>>>>

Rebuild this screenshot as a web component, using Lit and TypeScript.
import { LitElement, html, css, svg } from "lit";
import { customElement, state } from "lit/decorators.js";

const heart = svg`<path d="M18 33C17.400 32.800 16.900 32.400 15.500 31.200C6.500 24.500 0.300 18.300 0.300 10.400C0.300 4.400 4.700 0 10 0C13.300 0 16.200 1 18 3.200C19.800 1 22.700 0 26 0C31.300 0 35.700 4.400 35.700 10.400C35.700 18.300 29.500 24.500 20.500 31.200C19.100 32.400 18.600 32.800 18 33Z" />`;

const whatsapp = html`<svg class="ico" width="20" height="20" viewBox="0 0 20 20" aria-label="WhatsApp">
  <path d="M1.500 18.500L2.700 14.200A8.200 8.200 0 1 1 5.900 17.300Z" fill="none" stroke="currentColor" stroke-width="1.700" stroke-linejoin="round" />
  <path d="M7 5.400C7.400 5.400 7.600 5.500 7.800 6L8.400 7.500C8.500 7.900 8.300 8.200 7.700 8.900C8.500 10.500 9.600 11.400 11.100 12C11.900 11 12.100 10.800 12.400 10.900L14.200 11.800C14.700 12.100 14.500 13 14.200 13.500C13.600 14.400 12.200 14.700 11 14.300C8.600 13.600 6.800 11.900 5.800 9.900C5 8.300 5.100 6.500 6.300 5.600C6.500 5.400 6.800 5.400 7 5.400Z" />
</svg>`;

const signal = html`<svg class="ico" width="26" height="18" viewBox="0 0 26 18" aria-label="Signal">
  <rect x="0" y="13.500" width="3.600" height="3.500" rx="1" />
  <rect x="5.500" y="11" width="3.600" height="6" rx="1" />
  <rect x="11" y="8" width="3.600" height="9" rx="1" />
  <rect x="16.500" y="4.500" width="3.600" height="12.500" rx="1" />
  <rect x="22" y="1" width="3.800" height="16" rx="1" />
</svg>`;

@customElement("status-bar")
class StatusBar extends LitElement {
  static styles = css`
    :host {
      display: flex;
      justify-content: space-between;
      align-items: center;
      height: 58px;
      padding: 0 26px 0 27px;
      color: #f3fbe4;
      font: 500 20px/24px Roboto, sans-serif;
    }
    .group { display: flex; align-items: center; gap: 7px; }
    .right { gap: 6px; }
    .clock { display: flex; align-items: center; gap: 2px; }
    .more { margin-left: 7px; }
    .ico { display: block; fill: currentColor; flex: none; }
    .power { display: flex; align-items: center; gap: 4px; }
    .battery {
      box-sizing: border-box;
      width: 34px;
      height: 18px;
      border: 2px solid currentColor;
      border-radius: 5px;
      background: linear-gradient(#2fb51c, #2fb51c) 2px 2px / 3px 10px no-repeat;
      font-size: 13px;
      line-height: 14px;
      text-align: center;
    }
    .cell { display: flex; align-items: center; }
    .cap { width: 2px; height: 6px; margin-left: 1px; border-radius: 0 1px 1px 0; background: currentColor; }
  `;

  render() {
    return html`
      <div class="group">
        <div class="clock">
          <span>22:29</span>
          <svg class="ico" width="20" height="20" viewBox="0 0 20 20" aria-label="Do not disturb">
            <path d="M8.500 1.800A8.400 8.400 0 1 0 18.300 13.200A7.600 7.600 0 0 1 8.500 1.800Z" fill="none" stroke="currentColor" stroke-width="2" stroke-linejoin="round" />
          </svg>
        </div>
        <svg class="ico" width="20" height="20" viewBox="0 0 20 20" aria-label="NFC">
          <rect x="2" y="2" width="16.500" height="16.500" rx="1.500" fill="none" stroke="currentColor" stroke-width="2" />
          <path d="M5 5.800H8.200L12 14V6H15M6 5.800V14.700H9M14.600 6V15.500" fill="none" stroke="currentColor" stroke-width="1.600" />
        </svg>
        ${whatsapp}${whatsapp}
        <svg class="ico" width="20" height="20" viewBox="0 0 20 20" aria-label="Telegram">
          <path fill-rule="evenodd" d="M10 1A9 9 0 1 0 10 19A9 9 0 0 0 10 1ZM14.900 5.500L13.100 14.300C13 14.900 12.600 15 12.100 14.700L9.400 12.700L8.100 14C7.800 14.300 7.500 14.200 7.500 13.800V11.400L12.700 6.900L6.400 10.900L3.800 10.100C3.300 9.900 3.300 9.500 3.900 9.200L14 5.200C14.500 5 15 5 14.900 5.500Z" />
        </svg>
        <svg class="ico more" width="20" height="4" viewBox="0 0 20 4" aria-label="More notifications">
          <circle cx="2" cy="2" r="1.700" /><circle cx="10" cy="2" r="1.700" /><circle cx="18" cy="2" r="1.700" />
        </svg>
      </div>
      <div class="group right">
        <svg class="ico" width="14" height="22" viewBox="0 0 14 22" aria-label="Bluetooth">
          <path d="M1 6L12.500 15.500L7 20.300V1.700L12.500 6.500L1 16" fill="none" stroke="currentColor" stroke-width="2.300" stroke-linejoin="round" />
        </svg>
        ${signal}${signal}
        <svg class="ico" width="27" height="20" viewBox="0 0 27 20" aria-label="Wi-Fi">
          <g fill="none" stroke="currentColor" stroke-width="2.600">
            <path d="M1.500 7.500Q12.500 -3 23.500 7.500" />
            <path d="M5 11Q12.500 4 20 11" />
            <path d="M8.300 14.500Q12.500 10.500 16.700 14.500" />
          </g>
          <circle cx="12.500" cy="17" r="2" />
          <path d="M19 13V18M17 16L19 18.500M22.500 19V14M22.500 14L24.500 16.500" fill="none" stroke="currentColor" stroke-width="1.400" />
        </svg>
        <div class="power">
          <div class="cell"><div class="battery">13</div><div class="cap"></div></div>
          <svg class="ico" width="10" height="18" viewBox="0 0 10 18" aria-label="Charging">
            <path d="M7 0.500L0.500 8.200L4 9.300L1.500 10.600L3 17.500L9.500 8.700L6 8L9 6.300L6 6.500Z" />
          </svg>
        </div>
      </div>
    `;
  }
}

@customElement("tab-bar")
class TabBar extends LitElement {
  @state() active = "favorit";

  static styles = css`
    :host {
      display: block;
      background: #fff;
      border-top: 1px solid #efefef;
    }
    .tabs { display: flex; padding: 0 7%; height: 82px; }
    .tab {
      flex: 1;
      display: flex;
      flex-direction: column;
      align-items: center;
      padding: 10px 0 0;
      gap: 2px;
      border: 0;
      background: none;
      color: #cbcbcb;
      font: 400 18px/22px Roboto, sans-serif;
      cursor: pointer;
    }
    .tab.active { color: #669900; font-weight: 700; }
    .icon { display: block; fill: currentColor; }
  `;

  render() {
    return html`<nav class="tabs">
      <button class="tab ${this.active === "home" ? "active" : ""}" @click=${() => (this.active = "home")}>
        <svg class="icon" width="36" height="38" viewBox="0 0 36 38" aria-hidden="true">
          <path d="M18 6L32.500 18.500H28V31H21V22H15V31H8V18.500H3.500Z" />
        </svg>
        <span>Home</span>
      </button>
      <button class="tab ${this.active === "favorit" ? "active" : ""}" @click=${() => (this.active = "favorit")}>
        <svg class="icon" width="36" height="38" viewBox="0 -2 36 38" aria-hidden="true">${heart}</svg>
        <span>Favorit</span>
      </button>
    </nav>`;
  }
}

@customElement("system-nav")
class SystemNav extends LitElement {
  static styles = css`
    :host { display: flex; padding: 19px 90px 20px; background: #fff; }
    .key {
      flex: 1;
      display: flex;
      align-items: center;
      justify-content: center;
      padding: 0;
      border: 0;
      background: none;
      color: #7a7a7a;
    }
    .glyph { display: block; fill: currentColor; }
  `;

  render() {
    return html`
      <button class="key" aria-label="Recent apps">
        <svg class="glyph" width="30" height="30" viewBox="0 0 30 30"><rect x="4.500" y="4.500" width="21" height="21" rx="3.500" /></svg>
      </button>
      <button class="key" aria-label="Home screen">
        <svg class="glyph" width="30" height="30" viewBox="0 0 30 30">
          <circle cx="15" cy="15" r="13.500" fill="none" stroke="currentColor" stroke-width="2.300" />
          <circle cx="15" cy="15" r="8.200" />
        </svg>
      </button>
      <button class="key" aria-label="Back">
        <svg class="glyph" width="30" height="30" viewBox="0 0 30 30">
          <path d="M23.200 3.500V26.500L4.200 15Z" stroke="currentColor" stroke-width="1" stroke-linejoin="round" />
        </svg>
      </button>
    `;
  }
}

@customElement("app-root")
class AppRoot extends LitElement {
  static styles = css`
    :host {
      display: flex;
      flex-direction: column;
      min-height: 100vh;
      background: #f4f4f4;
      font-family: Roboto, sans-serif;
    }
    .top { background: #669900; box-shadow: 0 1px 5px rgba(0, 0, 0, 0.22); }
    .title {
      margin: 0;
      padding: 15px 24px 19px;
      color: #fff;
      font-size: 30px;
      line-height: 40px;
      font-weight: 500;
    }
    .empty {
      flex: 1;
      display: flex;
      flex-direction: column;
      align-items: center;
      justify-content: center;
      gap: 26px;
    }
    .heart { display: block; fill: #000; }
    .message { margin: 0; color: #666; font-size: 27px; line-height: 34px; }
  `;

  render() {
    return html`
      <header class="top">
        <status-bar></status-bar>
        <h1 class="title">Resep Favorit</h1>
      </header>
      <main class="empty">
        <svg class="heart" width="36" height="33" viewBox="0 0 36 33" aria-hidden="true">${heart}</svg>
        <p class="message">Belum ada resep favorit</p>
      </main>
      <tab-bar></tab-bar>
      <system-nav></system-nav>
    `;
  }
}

<<<<

Task instructions >>
Restate the first line and every line after it, word for word, stopping once the line with "33C17.400 32.800 16.900" is done.

Completed exercise >>
Rebuild this screenshot as a web component, using Lit and TypeScript.
import { LitElement, html, css, svg } from "lit";
import { customElement, state } from "lit/decorators.js";

const heart = svg`<path d="M18 33C17.400 32.800 16.900 32.400 15.500 31.200C6.500 24.500 0.300 18.300 0.300 10.400C0.300 4.400 4.700 0 10 0C13.300 0 16.200 1 18 3.200C19.800 1 22.700 0 26 0C31.300 0 35.700 4.400 35.700 10.400C35.700 18.300 29.500 24.500 20.500 31.200C19.100 32.400 18.600 32.800 18 33Z" />`;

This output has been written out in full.